When quota reform was announced, a commitment was also made to protect the voting share of poorest countries. Though not yet agreed, the report indicates that most executive directors favour “setting aside part of any ad hoc increase for the poorest members” rather than the more radical option of increasing the amount of basic votes all members are entitled to, which could lead to an increase in the overall voting share of low-income countries.

Going back on commitments

A 2008 commitment (see Update 60) to re-examine the quota formula before further reform is now opposed by “many directors,” according to the board progress report. This is important because quota allocations largely determine voting shares. However, an April paper by Ralph Bryant of US think-tank the Brookings Institution highlights that the IMF’s stated intention to use “the current formula as the basis to work from” would mean a decline in quota shares for low-income countries and also for emerging market countries like India and Russia. Middle-income countries including Brazil and China are currently fighting to keep re-examination of the quota formula on the table.

More radical reforms to address the Fund’s democracy and legitimacy deficits, such as the balancing of the current ‘one dollar one vote’ voting system with a one country one vote addition in a so-called double majority system (see Update 55), appear to have been sidelined, despite being promised by managing director Dominique Strauss-Kahn before he took office (see Update 58). Similarly, proposals made to change the differing percentage of votes required to pass different types of changes to the IMF have also been pushed off the table. Critically changes to the Fund’s founding document – their Articles of Agreement – require an 85 per cent vote in favour, giving the US, the only single country with more than 15 per cent of the vote, a veto.

In addition to affecting voting shares, quota reform also promises to open up the issue of what size the Fund should be. At the spring meetings, the G24 group of developing countries pushed for a doubling of IMF quotas in total. As countries would have to pay for quota increases, this would mean extra cash for the Fund, greatly expanding its capacity to lend, and increasing the amount that each country could borrow. Importantly it would also reduce the power of richer countries that would normally be called upon to supply additional resources through the ‘New Arrangements to Borrow’ should the IMF’s coffers run low (seeUpdate 65).

Increases to the allocation of the IMF’s special drawing right (SDR, an international reserve asset, see Update 65) still continue to be pushed by some countries, and civil society groups. Argentina is the latest country to raise this issue, circulating a paper proposing a further $250 billion worth of SDRs be issued.

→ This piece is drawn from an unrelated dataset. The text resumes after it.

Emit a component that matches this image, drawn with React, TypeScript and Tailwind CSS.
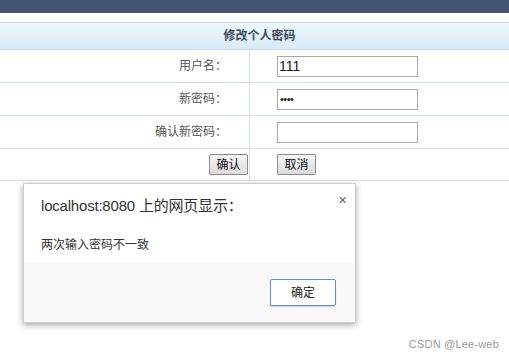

Reforms to the role and accountability of the executive board and the International Monetary and Financial Committee (IMFC, the Fund’s ministerial level oversight body) are still on the table for discussion, including the abolition of the permanent seats held by the five major shareholders in favour of an all-elected board.

Secretive management selection

Finally, the commitment made by both the G20 and at the last IMF annual meeting to “an open, merit-based and transparent process for the selection of IMF management,” appears to be under pressure. It was already damaged by the appointment last October of a new Japanese deputy managing director without such a process. Now, the executive board progress report praises the 2007 procedure for selecting the managing director, despite the fact that it saw no change in the practice of the Europeans installing their candidate, though it admits that there may be “room for improvement”. The one minor improvement the report mentions is allowing former IMF governors and board members to nominate candidates.

Meanwhile, the World Bank appointed a former Indonesian finance minister, Sri Mulyani Indrawati, as its new managing director, meaning two out of three Bank managing directors are now women from developing countries. However, though the Bank claims to have conducted an “international search process” during her appointment, there was none of the promised transparency for this process, with no application procedure published, indicating that the Bank too is falling down on its commitments (see Update 63).

An IMF decision on a revised process is promised “in the near future”. With media speculation mounting that current IMF managing director Dominique Strauss-Kahn is considering quitting to launch a campaign for the 2012 French Presidency, the acid test for Fund commitments to an “open, merit-based and transparent process” may arrive sooner rather than later.